[Front-end source files]
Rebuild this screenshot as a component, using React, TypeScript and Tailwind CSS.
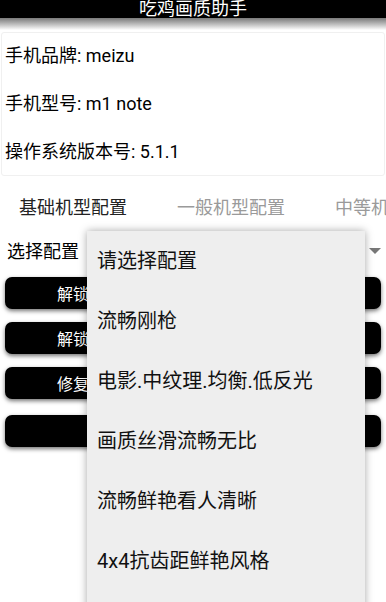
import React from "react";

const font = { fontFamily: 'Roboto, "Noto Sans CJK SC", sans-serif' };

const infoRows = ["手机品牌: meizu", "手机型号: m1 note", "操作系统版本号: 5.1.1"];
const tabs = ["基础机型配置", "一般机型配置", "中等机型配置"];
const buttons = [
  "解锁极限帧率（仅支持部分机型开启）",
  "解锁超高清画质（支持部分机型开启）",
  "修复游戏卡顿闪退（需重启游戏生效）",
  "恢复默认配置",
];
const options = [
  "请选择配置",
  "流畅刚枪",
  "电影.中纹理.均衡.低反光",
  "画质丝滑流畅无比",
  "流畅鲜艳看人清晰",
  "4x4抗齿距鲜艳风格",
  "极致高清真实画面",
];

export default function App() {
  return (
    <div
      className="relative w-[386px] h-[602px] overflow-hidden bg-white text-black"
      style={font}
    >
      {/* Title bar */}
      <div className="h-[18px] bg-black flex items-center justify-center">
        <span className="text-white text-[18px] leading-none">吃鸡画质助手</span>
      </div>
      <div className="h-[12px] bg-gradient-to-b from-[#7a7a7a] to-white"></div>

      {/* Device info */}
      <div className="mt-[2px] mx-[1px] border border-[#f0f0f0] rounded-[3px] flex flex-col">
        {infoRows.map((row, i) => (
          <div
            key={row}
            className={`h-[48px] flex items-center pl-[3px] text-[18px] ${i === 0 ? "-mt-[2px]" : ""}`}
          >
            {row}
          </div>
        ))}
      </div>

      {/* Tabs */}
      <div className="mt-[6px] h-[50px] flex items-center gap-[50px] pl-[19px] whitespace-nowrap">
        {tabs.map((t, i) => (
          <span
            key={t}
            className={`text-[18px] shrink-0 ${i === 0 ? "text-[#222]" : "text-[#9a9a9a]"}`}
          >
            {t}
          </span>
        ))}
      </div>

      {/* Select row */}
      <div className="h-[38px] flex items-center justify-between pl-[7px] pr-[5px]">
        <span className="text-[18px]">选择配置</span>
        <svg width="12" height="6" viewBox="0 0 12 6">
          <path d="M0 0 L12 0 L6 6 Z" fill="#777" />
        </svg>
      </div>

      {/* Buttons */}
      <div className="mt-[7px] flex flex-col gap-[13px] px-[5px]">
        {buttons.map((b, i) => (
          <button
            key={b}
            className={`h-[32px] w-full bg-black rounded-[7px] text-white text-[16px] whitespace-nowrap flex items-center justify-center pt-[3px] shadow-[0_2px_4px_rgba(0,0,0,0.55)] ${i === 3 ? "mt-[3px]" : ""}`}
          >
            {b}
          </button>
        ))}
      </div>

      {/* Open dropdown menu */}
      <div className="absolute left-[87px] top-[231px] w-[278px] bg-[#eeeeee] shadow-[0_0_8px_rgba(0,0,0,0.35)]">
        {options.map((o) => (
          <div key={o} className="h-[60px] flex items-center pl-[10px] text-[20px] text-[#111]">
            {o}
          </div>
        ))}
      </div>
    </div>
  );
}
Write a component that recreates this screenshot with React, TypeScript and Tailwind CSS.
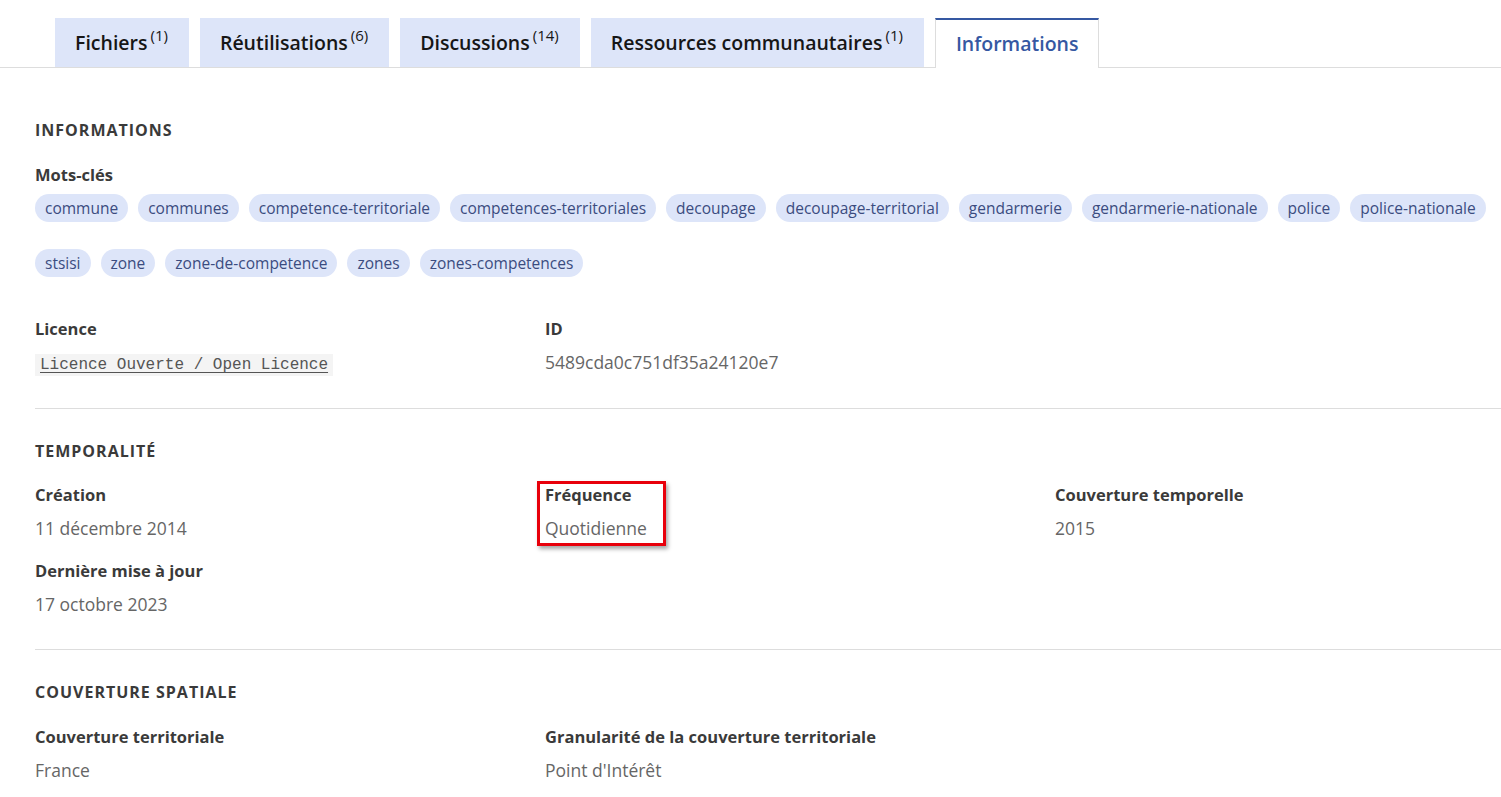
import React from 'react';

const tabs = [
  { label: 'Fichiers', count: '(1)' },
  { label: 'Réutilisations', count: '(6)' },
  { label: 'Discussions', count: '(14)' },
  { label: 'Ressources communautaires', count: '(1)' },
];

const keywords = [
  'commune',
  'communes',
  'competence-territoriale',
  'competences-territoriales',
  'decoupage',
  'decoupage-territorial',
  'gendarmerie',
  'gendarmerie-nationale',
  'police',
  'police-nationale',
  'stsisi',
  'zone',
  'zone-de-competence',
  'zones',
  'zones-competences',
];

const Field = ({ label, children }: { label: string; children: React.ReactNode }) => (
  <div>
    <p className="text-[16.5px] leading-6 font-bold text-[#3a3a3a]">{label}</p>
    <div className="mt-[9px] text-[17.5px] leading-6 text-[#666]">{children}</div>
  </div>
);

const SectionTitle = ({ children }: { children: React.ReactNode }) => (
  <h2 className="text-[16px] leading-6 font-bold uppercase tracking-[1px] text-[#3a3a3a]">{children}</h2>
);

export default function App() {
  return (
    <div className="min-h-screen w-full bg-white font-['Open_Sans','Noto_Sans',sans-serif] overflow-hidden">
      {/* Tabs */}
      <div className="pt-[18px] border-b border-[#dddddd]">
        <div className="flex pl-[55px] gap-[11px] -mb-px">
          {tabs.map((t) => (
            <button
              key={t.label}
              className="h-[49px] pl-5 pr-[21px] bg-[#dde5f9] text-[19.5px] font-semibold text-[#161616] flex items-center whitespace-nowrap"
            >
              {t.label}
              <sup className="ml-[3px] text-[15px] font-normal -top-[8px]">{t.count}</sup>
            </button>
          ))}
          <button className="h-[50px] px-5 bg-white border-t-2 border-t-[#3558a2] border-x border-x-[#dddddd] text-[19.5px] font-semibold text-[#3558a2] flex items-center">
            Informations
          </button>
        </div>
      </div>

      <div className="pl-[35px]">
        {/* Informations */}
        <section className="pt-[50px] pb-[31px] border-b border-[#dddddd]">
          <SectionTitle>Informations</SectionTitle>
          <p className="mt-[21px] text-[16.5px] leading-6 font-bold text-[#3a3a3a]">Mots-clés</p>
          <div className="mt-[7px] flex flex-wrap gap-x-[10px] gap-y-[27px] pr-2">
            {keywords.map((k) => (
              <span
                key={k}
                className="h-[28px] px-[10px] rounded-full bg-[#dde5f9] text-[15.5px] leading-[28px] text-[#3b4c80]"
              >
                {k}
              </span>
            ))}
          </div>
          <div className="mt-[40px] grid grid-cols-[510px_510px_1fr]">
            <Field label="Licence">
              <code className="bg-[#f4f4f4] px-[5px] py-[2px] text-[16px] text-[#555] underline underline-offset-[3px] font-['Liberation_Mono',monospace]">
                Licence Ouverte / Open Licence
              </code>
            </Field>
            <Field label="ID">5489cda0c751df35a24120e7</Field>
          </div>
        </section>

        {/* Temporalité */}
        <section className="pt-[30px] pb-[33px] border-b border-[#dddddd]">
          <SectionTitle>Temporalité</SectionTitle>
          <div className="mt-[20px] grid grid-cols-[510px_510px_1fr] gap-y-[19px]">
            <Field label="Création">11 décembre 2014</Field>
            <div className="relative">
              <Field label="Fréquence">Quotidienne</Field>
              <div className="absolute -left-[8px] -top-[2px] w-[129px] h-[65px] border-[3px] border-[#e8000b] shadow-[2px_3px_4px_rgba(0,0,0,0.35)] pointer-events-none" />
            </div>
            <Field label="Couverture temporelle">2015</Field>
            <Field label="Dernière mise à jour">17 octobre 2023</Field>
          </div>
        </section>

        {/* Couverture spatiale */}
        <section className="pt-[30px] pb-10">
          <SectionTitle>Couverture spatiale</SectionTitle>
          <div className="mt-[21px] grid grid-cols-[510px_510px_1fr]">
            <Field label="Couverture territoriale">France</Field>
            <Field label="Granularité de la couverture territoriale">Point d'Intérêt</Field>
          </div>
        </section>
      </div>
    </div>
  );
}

*Objective*. Pictures in the records should not appear in your copy, but everything else must be transcribed exactly.

*Output of the task*.
Rebuild this screenshot as a component, using React, TypeScript and Tailwind CSS.
import React from "react";

const font = { fontFamily: 'Roboto, "Noto Sans CJK SC", sans-serif' };

const infoRows = ["手机品牌: meizu", "手机型号: m1 note", "操作系统版本号: 5.1.1"];
const tabs = ["基础机型配置", "一般机型配置", "中等机型配置"];
const buttons = [
  "解锁极限帧率（仅支持部分机型开启）",
  "解锁超高清画质（支持部分机型开启）",
  "修复游戏卡顿闪退（需重启游戏生效）",
  "恢复默认配置",
];
const options = [
  "请选择配置",
  "流畅刚枪",
  "电影.中纹理.均衡.低反光",
  "画质丝滑流畅无比",
  "流畅鲜艳看人清晰",
  "4x4抗齿距鲜艳风格",
  "极致高清真实画面",
];

export default function App() {
  return (
    <div
      className="relative w-[386px] h-[602px] overflow-hidden bg-white text-black"
      style={font}
    >
      {/* Title bar */}
      <div className="h-[18px] bg-black flex items-center justify-center">
        <span className="text-white text-[18px] leading-none">吃鸡画质助手</span>
      </div>
      <div className="h-[12px] bg-gradient-to-b from-[#7a7a7a] to-white"></div>

      {/* Device info */}
      <div className="mt-[2px] mx-[1px] border border-[#f0f0f0] rounded-[3px] flex flex-col">
        {infoRows.map((row, i) => (
          <div
            key={row}
            className={`h-[48px] flex items-center pl-[3px] text-[18px] ${i === 0 ? "-mt-[2px]" : ""}`}
          >
            {row}
          </div>
        ))}
      </div>

      {/* Tabs */}
      <div className="mt-[6px] h-[50px] flex items-center gap-[50px] pl-[19px] whitespace-nowrap">
        {tabs.map((t, i) => (
          <span
            key={t}
            className={`text-[18px] shrink-0 ${i === 0 ? "text-[#222]" : "text-[#9a9a9a]"}`}
          >
            {t}
          </span>
        ))}
      </div>

      {/* Select row */}
      <div className="h-[38px] flex items-center justify-between pl-[7px] pr-[5px]">
        <span className="text-[18px]">选择配置</span>
        <svg width="12" height="6" viewBox="0 0 12 6">
          <path d="M0 0 L12 0 L6 6 Z" fill="#777" />
        </svg>
      </div>

      {/* Buttons */}
      <div className="mt-[7px] flex flex-col gap-[13px] px-[5px]">
        {buttons.map((b, i) => (
          <button
            key={b}
            className={`h-[32px] w-full bg-black rounded-[7px] text-white text-[16px] whitespace-nowrap flex items-center justify-center pt-[3px] shadow-[0_2px_4px_rgba(0,0,0,0.55)] ${i === 3 ? "mt-[3px]" : ""}`}
          >
            {b}
          </button>
        ))}
      </div>

      {/* Open dropdown menu */}
      <div className="absolute left-[87px] top-[231px] w-[278px] bg-[#eeeeee] shadow-[0_0_8px_rgba(0,0,0,0.35)]">
        {options.map((o) => (
          <div key={o} className="h-[60px] flex items-center pl-[10px] text-[20px] text-[#111]">
            {o}
          </div>
        ))}
      </div>
    </div>
  );
}
Write a component that recreates this screenshot with React, TypeScript and Tailwind CSS.
import React from 'react';

const tabs = [
  { label: 'Fichiers', count: '(1)' },
  { label: 'Réutilisations', count: '(6)' },
  { label: 'Discussions', count: '(14)' },
  { label: 'Ressources communautaires', count: '(1)' },
];

const keywords = [
  'commune',
  'communes',
  'competence-territoriale',
  'competences-territoriales',
  'decoupage',
  'decoupage-territorial',
  'gendarmerie',
  'gendarmerie-nationale',
  'police',
  'police-nationale',
  'stsisi',
  'zone',
  'zone-de-competence',
  'zones',
  'zones-competences',
];

const Field = ({ label, children }: { label: string; children: React.ReactNode }) => (
  <div>
    <p className="text-[16.5px] leading-6 font-bold text-[#3a3a3a]">{label}</p>
    <div className="mt-[9px] text-[17.5px] leading-6 text-[#666]">{children}</div>
  </div>
);

const SectionTitle = ({ children }: { children: React.ReactNode }) => (
  <h2 className="text-[16px] leading-6 font-bold uppercase tracking-[1px] text-[#3a3a3a]">{children}</h2>
);

export default function App() {
  return (
    <div className="min-h-screen w-full bg-white font-['Open_Sans','Noto_Sans',sans-serif] overflow-hidden">
      {/* Tabs */}
      <div className="pt-[18px] border-b border-[#dddddd]">
        <div className="flex pl-[55px] gap-[11px] -mb-px">
          {tabs.map((t) => (
            <button
              key={t.label}
              className="h-[49px] pl-5 pr-[21px] bg-[#dde5f9] text-[19.5px] font-semibold text-[#161616] flex items-center whitespace-nowrap"
            >
              {t.label}
              <sup className="ml-[3px] text-[15px] font-normal -top-[8px]">{t.count}</sup>
            </button>
          ))}
          <button className="h-[50px] px-5 bg-white border-t-2 border-t-[#3558a2] border-x border-x-[#dddddd] text-[19.5px] font-semibold text-[#3558a2] flex items-center">
            Informations
          </button>
        </div>
      </div>

      <div className="pl-[35px]">
        {/* Informations */}
        <section className="pt-[50px] pb-[31px] border-b border-[#dddddd]">
          <SectionTitle>Informations</SectionTitle>
          <p className="mt-[21px] text-[16.5px] leading-6 font-bold text-[#3a3a3a]">Mots-clés</p>
          <div className="mt-[7px] flex flex-wrap gap-x-[10px] gap-y-[27px] pr-2">
            {keywords.map((k) => (
              <span
                key={k}
                className="h-[28px] px-[10px] rounded-full bg-[#dde5f9] text-[15.5px] leading-[28px] text-[#3b4c80]"
              >
                {k}
              </span>
            ))}
          </div>
          <div className="mt-[40px] grid grid-cols-[510px_510px_1fr]">
            <Field label="Licence">
              <code className="bg-[#f4f4f4] px-[5px] py-[2px] text-[16px] text-[#555] underline underline-offset-[3px] font-['Liberation_Mono',monospace]">
                Licence Ouverte / Open Licence
              </code>
            </Field>
            <Field label="ID">5489cda0c751df35a24120e7</Field>
          </div>
        </section>

        {/* Temporalité */}
        <section className="pt-[30px] pb-[33px] border-b border-[#dddddd]">
          <SectionTitle>Temporalité</SectionTitle>
          <div className="mt-[20px] grid grid-cols-[510px_510px_1fr] gap-y-[19px]">
            <Field label="Création">11 décembre 2014</Field>
            <div className="relative">
              <Field label="Fréquence">Quotidienne</Field>
              <div className="absolute -left-[8px] -top-[2px] w-[129px] h-[65px] border-[3px] border-[#e8000b] shadow-[2px_3px_4px_rgba(0,0,0,0.35)] pointer-events-none" />
            </div>
            <Field label="Couverture temporelle">2015</Field>
            <Field label="Dernière mise à jour">17 octobre 2023</Field>
          </div>
        </section>

        {/* Couverture spatiale */}
        <section className="pt-[30px] pb-10">
          <SectionTitle>Couverture spatiale</SectionTitle>
          <div className="mt-[21px] grid grid-cols-[510px_510px_1fr]">
            <Field label="Couverture territoriale">France</Field>
            <Field label="Granularité de la couverture territoriale">Point d'Intérêt</Field>
          </div>
        </section>
      </div>
    </div>
  );
}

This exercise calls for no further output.